The latter scoring catch-and-run was sprung in large part by downfield blocks from Hollins and tight end Mike Gesicki.
"I just kind of got spun around after the catch and saw my dogs out there – Mike and Mack – it was just great," Gaskin said. "Always grinding, always trying to make plays. You don't always have to have the ball in your hands to make plays. That doesn't happen without those two."
The thrill of the 59-yard touchdown reception was short-lived. The Raiders moved into field goal range on the second play of the ensuing drive with a 49-yard pass interference penalty, and proceeded to drain the clock to just 19 seconds. Running back Josh Jacobs went sliding feet first into the Miami defense on a pair of runs to help wind the clock to set up what figured to be the game-winner from the foot of Carlson as Las Vegas took a 25-23 lead.
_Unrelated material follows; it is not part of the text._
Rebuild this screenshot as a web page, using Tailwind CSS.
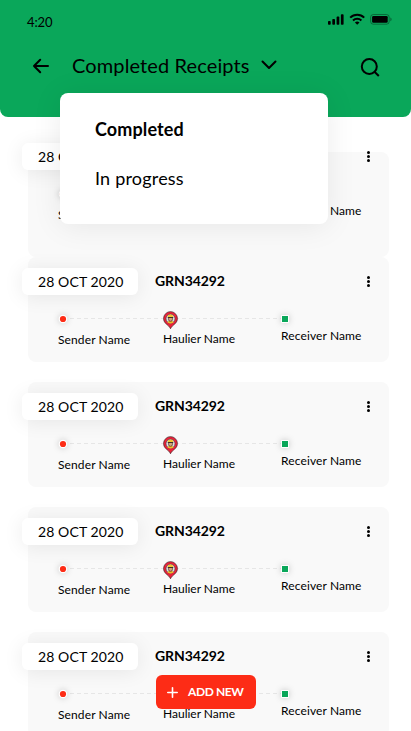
<!DOCTYPE html>
<html lang="en">
<head>
<meta charset="utf-8">
<meta name="viewport" content="width=device-width, initial-scale=1">
<title>Completed Receipts</title>
<script src="https://cdn.jsdelivr.net/npm/@tailwindcss/browser@4"></script>
</head>
<body class="bg-white font-['Lato',sans-serif] text-black">
<div class="relative flex h-[731px] w-[411px] flex-col overflow-hidden bg-white">
  <header class="flex h-[117px] shrink-0 flex-col rounded-b-[8px] bg-[#0aa75a]">
    <div class="flex h-[44px] items-start justify-between pl-[27px] pr-[18px]">
      <span class="mt-[14px] text-[13px] leading-4 tracking-[-0.1px]">4:20</span>
      <svg class="mt-[13px]" width="66" height="13" viewBox="0 0 66 13" aria-hidden="true">
        <g>
          <rect x="1" y="8" width="2.7" height="3.7" rx=".8"/><rect x="5.3" y="6" width="2.7" height="5.7" rx=".8"/><rect x="9.6" y="3.6" width="2.7" height="8.1" rx=".8"/><rect x="13.9" y="1.2" width="2.7" height="10.5" rx=".8"/>
        </g>
        <g fill="none" stroke="#000" stroke-width="2"><path d="M23.2 4.6a9.9 9.9 0 0 1 14 0"/><path d="M26 7.500a6.100 6.100 0 0 1 8.400 0"/></g>
        <path d="M30.200 11.800l-2.300-2.200a3.300 3.300 0 0 1 4.600 0z"/>
        <rect x="43.600" y="1.500" width="18.600" height="9.700" rx="2.700" fill="none" stroke="#000" stroke-opacity=".35"/>
        <rect x="45.100" y="3" width="15.600" height="6.700" rx="1.300"/>
        <path d="M63.300 4.600v3.600c.8-.3 1.300-1 1.300-1.800s-.5-1.500-1.300-1.800z" fill-opacity=".4"/>
      </svg>
    </div>
    <div class="flex h-[44px] items-center pl-[32px] pr-[30px]">
      <svg width="18" height="16" viewBox="0 0 18 16" fill="none" stroke="#000" stroke-width="2" stroke-linecap="round" stroke-linejoin="round" aria-hidden="true"><path d="M16 8H2M8.200 1.800L2 8l6.200 6.200"/></svg>
      <h1 class="-mt-[2px] ml-[22px] w-[178px] whitespace-nowrap text-[20px] leading-6 tracking-[0.12px]">Completed Receipts</h1>
      <svg class="-mt-[2px] ml-[10px]" width="18" height="12" viewBox="0 0 18 12" fill="none" stroke="#000" stroke-width="2" stroke-linecap="round" stroke-linejoin="round" aria-hidden="true"><path d="M2.500 2.500L9 9l6.500-6.500"/></svg>
      <svg class="ml-auto mt-[2px]" width="21" height="21" viewBox="0 0 21 21" fill="none" stroke="#000" stroke-width="2" aria-hidden="true"><circle cx="9.300" cy="9.500" r="7.500"/><path d="M14.500 14.800l4.300 4.200"/></svg>
    </div>
  </header>

  <main id="list" class="flex flex-col gap-[20px] pl-[28px] pr-[22px] pt-[15px]"></main>

  <div class="absolute left-[60px] top-[93px] flex h-[131px] w-[268px] flex-col gap-[25px] rounded-[8px] bg-white pl-[35px] pt-[24px] text-[18px] leading-6 shadow-[0_2px_30px_rgba(0,0,0,0.08)]">
    <span class="font-bold tracking-[0.12px]">Completed</span>
    <span class="tracking-[0.2px]">In progress</span>
  </div>

  <button class="absolute left-[156px] top-[675px] flex h-[34px] w-[100px] items-center rounded-[6px] bg-[#fd2c16] pl-[11px] text-[12px] font-bold tracking-[-0.4px] text-white">
    <svg class="mr-[10px]" width="11" height="11" viewBox="0 0 11 11" stroke="#fff" stroke-width="1.600" stroke-linecap="round" aria-hidden="true"><path d="M5.500.8v9.400M.8 5.500h9.400"/></svg>
    <span class="whitespace-nowrap">ADD NEW</span>
  </button>
</div>

<template id="receipt">
  <article class="h-[105px] shrink-0">
    <div class="flex h-[48px] items-start pt-[11px]">
      <span class="-ml-[6px] flex h-[27px] w-[116px] shrink-0 items-center whitespace-nowrap rounded-[6px] bg-white pb-[1px] pl-[16px] text-[14px] tracking-[0.1px] shadow-[0_2px_20px_rgba(0,0,0,0.08)]">28 OCT 2020</span>
      <span class="ml-[17px] text-[14px] font-bold leading-[26px] tracking-[-0.08px]">GRN34292</span>
      <svg class="ml-auto mr-[18px] mt-[7px]" width="5" height="13" viewBox="0 0 5 13" aria-hidden="true"><circle cx="2.500" cy="2.500" r="1.500"/><circle cx="2.500" cy="6.500" r="1.500"/><circle cx="2.500" cy="10.500" r="1.500"/></svg>
    </div>
    <svg class="block overflow-visible" width="361" height="26" viewBox="0 0 361 26" aria-hidden="true">
      <path d="M42 13.500H254" stroke="#e6e6e6" stroke-dasharray="4 3"/>
      <circle class="drop-shadow-[0_0_3px_rgba(0,0,0,0.2)]" cx="35" cy="14" r="4.300" fill="#fff"/><circle cx="35" cy="14" r="3.100" fill="#fd2c16"/>
      <path d="M142.500 23.700c-1-2.300-3-3.800-5-5.400a6.900 6.900 0 1 1 10 0c-2 1.600-4 3.100-5 5.400z" fill="#ee2038" stroke="#55262b" stroke-width=".8"/>
      <circle cx="142.500" cy="13.700" r="4.500" fill="#dcdde0" stroke="#45383a" stroke-width=".6"/>
      <path d="M139.500 17.600q.4-2 3-2t3 2q-3 1.800-6 0z" fill="#ecbd2b"/>
      <rect x="140.600" y="11.500" width="3.800" height="4.800" rx="1.700" fill="#d6a17c" stroke="#453427" stroke-width=".7"/>
      <path d="M139.800 12.500v-1.100q0-1.800 2.700-1.800t2.700 1.800v1.100z" fill="#f1c62f"/><path d="M139.800 12.500h5.400" stroke="#3b3027" stroke-width="1"/>
      <rect class="drop-shadow-[0_0_3px_rgba(0,0,0,0.2)]" x="253" y="10" width="8" height="8" rx="1" fill="#fff"/><rect x="254" y="11" width="6" height="6" fill="#0aa75a"/>
    </svg>
    <div class="flex items-start whitespace-nowrap pl-[30px] text-[12px] leading-4">
      <span class="w-[105px] pt-[1px] tracking-[0.12px]">Sender Name</span>
      <span class="w-[118px]">Haulier Name</span>
      <span class="-mt-[3px] tracking-[0.12px]">Receiver Name</span>
    </div>
  </article>
</template>
<script>
  const list = document.getElementById('list');
  const template = document.getElementById('receipt');
  for (let i = 0; i < 5; i++) {
    const card = document.createElement('div');
    card.className = 'shrink-0 h-[105px] rounded-[8px] bg-[#f9f9f9]';
    card.append(template.content.cloneNode(true));
    // The first card's panel starts lower than its content.
    if (i === 0) {
      card.classList.add('mt-[20px]', '-mb-[20px]');
      card.firstElementChild.classList.add('-translate-y-[20px]');
    }
    list.append(card);
  }
</script>
</body>
</html>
Miami answered back with the 34-yard completion, and 15 yards from the foul, to put Sanders in position. As he has done all year, Sanders came up aces with his second game-winner of the season. On the ensuing kickoff, the Dolphins extended a league-leading streak for most consecutive games with a takeaway as the Raiders attempted to keep the play alive with several laterals but the ball wound up in the arms of Clayton Fejedelem. That makes 21 straight games with a takeaway for Miami.
Fejedelem also ripped off a 22-yard run on a fake punt in the third quarter. It was the longest run by a non-skill player by Miami since punter Matt Turk went for 23 yards in December of 2003.
The Miami defense held Las Vegas to just one touchdown on five trips to the red zone without a third-down conversion. Miami entered play leading the league in takeaways (now up to 27), third-down defense (32.5 percent) and points allowed per game (18.4).
The theme of a one-game season continues and, in earnest, has never been more true than next week in Buffalo. Although there are scenarios where the Dolphins can clinch a playoff berth with 10 wins, a victory next week automatically gets Miami into the postseason for the first time since 2016.
"I want to go, man. I want to feel what it's like. I think we have a special team," Fitzpatrick said. "This team, all year long, has fought. For me, it's not just this year – it's the last two years and trying to build this foundation and build this vision of what Coach Flores thinks we are. I'm proud of the fact that I've been able to contribution to that … on the sideline, the excitement, being able to hug your teammates and your coaches. That's why you play the game."